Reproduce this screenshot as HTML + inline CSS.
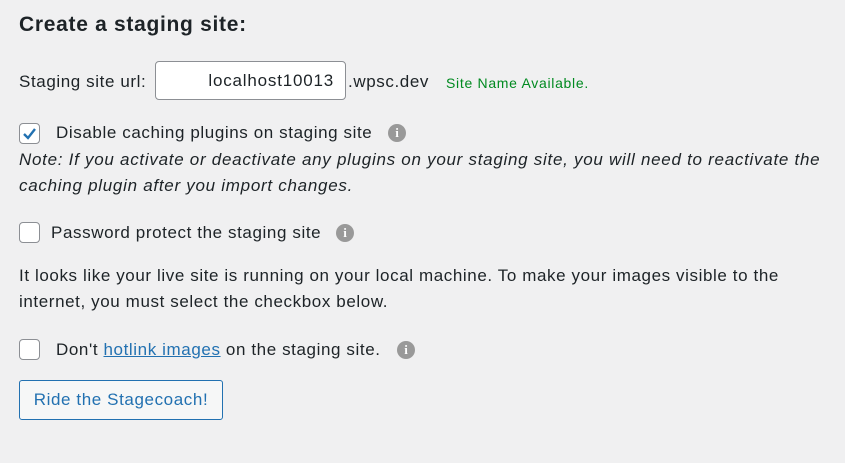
<!DOCTYPE html>
<html><head><style>
body{margin:0;background:#f0f0f1;font-family:"Liberation Sans",Arial,sans-serif;color:#1d2327;font-size:17px;letter-spacing:0.6px;width:845px;height:463px;overflow:hidden;position:relative}
.a{position:absolute;white-space:nowrap;line-height:20px}
h1{position:absolute;left:19px;top:11px;margin:0;font-size:21px;letter-spacing:0.7px;font-weight:bold;line-height:28px}
.inp{position:absolute;left:155px;top:61px;width:191px;height:39px;background:#fff;border:1px solid #8c8f94;border-radius:4px;box-sizing:border-box;text-align:right;padding-right:11px;line-height:37px;font-size:17px;letter-spacing:0.8px}
.cb{position:absolute;left:19px;width:21px;height:21px;box-sizing:border-box;border:1px solid #8c8f94;border-radius:4px;background:#fff}
.i{position:absolute;width:18px;height:18px;border-radius:50%;background:#999;color:#fff;font-weight:bold;font-size:13px;text-align:center;line-height:18px;font-family:"Liberation Serif",serif;letter-spacing:0}
.btn{position:absolute;left:19px;top:380px;width:204px;height:40px;box-sizing:border-box;border:1px solid #2271b1;border-radius:3px;background:#f6f7f7;color:#2271b1;text-align:center;line-height:38px;font-size:17px}
</style></head><body>
<h1>Create a staging site:</h1>
<div class="a" style="left:19px;top:72px">Staging site url:</div>
<div class="inp">localhost10013</div>
<div class="a" style="left:348px;top:72px">.wpsc.dev</div>
<div class="a" style="left:446px;top:73px;font-size:14px;letter-spacing:0.7px;color:#008a20">Site Name Available.</div>
<div class="cb" style="top:123px"><svg width="19" height="19" viewBox="0 0 19 19"><path d="M4 10l4 4 7-9" fill="none" stroke="#2271b1" stroke-width="2.4"/></svg></div>
<div class="a" style="left:56px;top:123px">Disable caching plugins on staging site</div>
<div class="i" style="left:388px;top:124px">i</div>
<div class="a" style="left:19px;top:150px;font-style:italic;letter-spacing:0.72px">Note: If you activate or deactivate any plugins on your staging site, you will need to reactivate the</div>
<div class="a" style="left:19px;top:176px;font-style:italic;letter-spacing:0.72px">caching plugin after you import changes.</div>
<div class="cb" style="top:222px"></div>
<div class="a" style="left:51px;top:223px">Password protect the staging site</div>
<div class="i" style="left:336px;top:224px">i</div>
<div class="a" style="left:19px;top:266px">It looks like your live site is running on your local machine. To make your images visible to the</div>
<div class="a" style="left:19px;top:292px">internet, you must select the checkbox below.</div>
<div class="cb" style="top:339px"></div>
<div class="a" style="left:56px;top:340px">Don't <span style="color:#2271b1;text-decoration:underline">hotlink images</span> on the staging site.</div>
<div class="i" style="left:397px;top:341px">i</div>
<div class="btn">Ride the Stagecoach!</div>
</body></html>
● ● ● ●
→ **EXERCISE OBJECTIVE**
Write out the material above once more, exactly as it reads, with no pictures.

→ **RESPONSE TO THE TASK**
Reproduce this screenshot as HTML + inline CSS.
<!DOCTYPE html>
<html><head><style>
body{margin:0;background:#f0f0f1;font-family:"Liberation Sans",Arial,sans-serif;color:#1d2327;font-size:17px;letter-spacing:0.6px;width:845px;height:463px;overflow:hidden;position:relative}
.a{position:absolute;white-space:nowrap;line-height:20px}
h1{position:absolute;left:19px;top:11px;margin:0;font-size:21px;letter-spacing:0.7px;font-weight:bold;line-height:28px}
.inp{position:absolute;left:155px;top:61px;width:191px;height:39px;background:#fff;border:1px solid #8c8f94;border-radius:4px;box-sizing:border-box;text-align:right;padding-right:11px;line-height:37px;font-size:17px;letter-spacing:0.8px}
.cb{position:absolute;left:19px;width:21px;height:21px;box-sizing:border-box;border:1px solid #8c8f94;border-radius:4px;background:#fff}
.i{position:absolute;width:18px;height:18px;border-radius:50%;background:#999;color:#fff;font-weight:bold;font-size:13px;text-align:center;line-height:18px;font-family:"Liberation Serif",serif;letter-spacing:0}
.btn{position:absolute;left:19px;top:380px;width:204px;height:40px;box-sizing:border-box;border:1px solid #2271b1;border-radius:3px;background:#f6f7f7;color:#2271b1;text-align:center;line-height:38px;font-size:17px}
</style></head><body>
<h1>Create a staging site:</h1>
<div class="a" style="left:19px;top:72px">Staging site url:</div>
<div class="inp">localhost10013</div>
<div class="a" style="left:348px;top:72px">.wpsc.dev</div>
<div class="a" style="left:446px;top:73px;font-size:14px;letter-spacing:0.7px;color:#008a20">Site Name Available.</div>
<div class="cb" style="top:123px"><svg width="19" height="19" viewBox="0 0 19 19"><path d="M4 10l4 4 7-9" fill="none" stroke="#2271b1" stroke-width="2.4"/></svg></div>
<div class="a" style="left:56px;top:123px">Disable caching plugins on staging site</div>
<div class="i" style="left:388px;top:124px">i</div>
<div class="a" style="left:19px;top:150px;font-style:italic;letter-spacing:0.72px">Note: If you activate or deactivate any plugins on your staging site, you will need to reactivate the</div>
<div class="a" style="left:19px;top:176px;font-style:italic;letter-spacing:0.72px">caching plugin after you import changes.</div>
<div class="cb" style="top:222px"></div>
<div class="a" style="left:51px;top:223px">Password protect the staging site</div>
<div class="i" style="left:336px;top:224px">i</div>
<div class="a" style="left:19px;top:266px">It looks like your live site is running on your local machine. To make your images visible to the</div>
<div class="a" style="left:19px;top:292px">internet, you must select the checkbox below.</div>
<div class="cb" style="top:339px"></div>
<div class="a" style="left:56px;top:340px">Don't <span style="color:#2271b1;text-decoration:underline">hotlink images</span> on the staging site.</div>
<div class="i" style="left:397px;top:341px">i</div>
<div class="btn">Ride the Stagecoach!</div>
</body></html>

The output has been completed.